So far I’ve spoken pretty much exclusively about having, surviving and integrating radical spiritual experiences and not so much about enlightenment.
Let’s talk a little about the difference between the two.
Enlightenment is not an experience. It is a state of being. It is a radical state of clarity. It is a continuous state of clear awareness. It’s not something you attain, for in the moment of “achieving” this state of clarity, your fundamental belief in the personality self—your hypnotic fixation on personhood—is obliterated.
You, as you have known yourself, do not cease to exist…you simply see that you never existed in the first place.

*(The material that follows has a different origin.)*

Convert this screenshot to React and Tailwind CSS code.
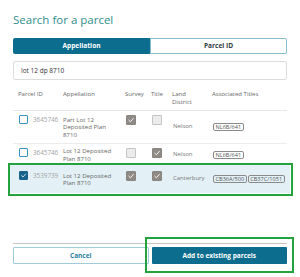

There is no “you” to attain enlightenment. In that moment any reality of a “you” who could succeed or fail, attain or not attain, is understood to the very core to be unreal. It’s not an intellectual understanding. It does not involve the mind or thinking or evaluating or believing. You just see it.
It’s like seeing a shadow at night and it looks like it’s moving. You think it’s a dog or a monster or a ghost. The mind fills in the blanks, fills it in and makes it very real for you. Then you turn on the light and you see it is a shadow cast by something that is being blown around by a breeze. You don’t need to think about it, or believe it or anything. You just see it. When you turn off the light, you see the shadow again, but you know what it is and that’s that.
Only, it’s kind of a big deal, especially at first, because every activity, motivation and aspiration is organized around this basic, unexamined bedrock belief in the self. It’s so fundamental that you don’t even know it’s just a belief, an assumption. Not only is your personal world built around this organizing principle, but so is our entire society. When you wake permanently from the dream of self, the human world—culture, society, human interactions—may not make much sense to you. And you may not make much sense to others.
Waking permanently is different than waking for a moment and then going back to sleep. When you wake fully, that moment of waking may seem like an experience, but what follows is a state of being…being awake. That is what the threshold of enlightenment is. When you cross it, you are in a totally different terrain. It’s not a static state, like you “reach” enlightenment and that’s it. But this is the fundamental threshold of living in a state of basic clarity that is not mental, theoretical or academic.
People who are still sleeping, but waking up from time to time, can be very concerned that no one ever should claim to be enlightened. I’ve noticed that it doesn’t bother people who are fast asleep as much, but it does seem to really get the hackles up for some people who are popping in and out of direct clarity. What I mean by direct clarity is clarity you are living in this very moment, not clarity you refer back to…referring back to your experiences of momentary wakefulness. People who pop in and out of clarity can often sit in their dream state referring to the experience of clarity that they had, but are not having in the moment.
There are all kinds of strange beliefs floating around. “One who claims to be enlightened is surely not, because an enlightened person would never say so.” Or some such nonsense. There are lots of reasons not to walk around telling people you are enlightened, but false humility is not one of them.
Enlightenment is something I don’t speak much about. Partly because it is not subject to the discursive mind. It doesn’t lend itself to words.
Those who live in this awareness know exactly what I’m talking about. Even if I used the most inadequate terms to describe it or the weakest analogies, they would recognize it immediately. I could also be talking to someone so learned in topics such as non-duality or advaita—and while they could go on at length talking eloquently around it, debating the finer points of it using impeccable spiritual lingo—the living of it, the true direct understanding of it eludes them. It’s hollow. It’s intellectual. It’s ashes.
Then there are spiritual experiences. They can range from the mild to the spectacular: feelings of oneness to the emergence of rare abilities. This is what I talk about mostly on this site. How to deal with these changes, how they might affect your life, and how to integrate them. Spiritual experiences and enlightenment are not the same thing. Some enlightened people have these crazy spiritual experiences. It’s also possible that some don’t. Many people have all manner of intense spiritual experiences and have not crossed the threshold of enlightenment.
I always encourage people not to get too swept away by the spiritual experiences. They can be crazy and intense and reorganize your life, but they come and go. They may leave you with a whole new set of “powers” to deal with and integrate, but a person can get so focused on chasing the experiences, raising their frequency, activating their DNA or whatever, that they lose themselves. It may seem counter intuitive, but spiritual “evolution” as we know and practice it today is not the same as enlightenment. We can be living without food, running more energy, working with angels, or whatever, but that is not the same as enlightenment.
My point is not to value one experience over another, but to bring into focus the difference between the state of enlightenment and the various kinds of spiritual experiences, including the path of spiritual evolution as we are re-defining it in modern new age culture. This site is written from the perspective of a person who suddenly became enlightened and then started having unexpected and sometimes challenging spiritual experiences.
Spiritual experiences are very flashy, we can talk about them for days and never tire. We can revel in our abilities or the “places” we go. Enlightenment, or awakening, is not like this at all. To say it is humbling is a comical understatement, as it wipes out the inner personhood to whom pride or shame or accomplishment could accrue. Everything in the whole universe changes, and yet it is at the same time, completely anti-climactic and very ordinary.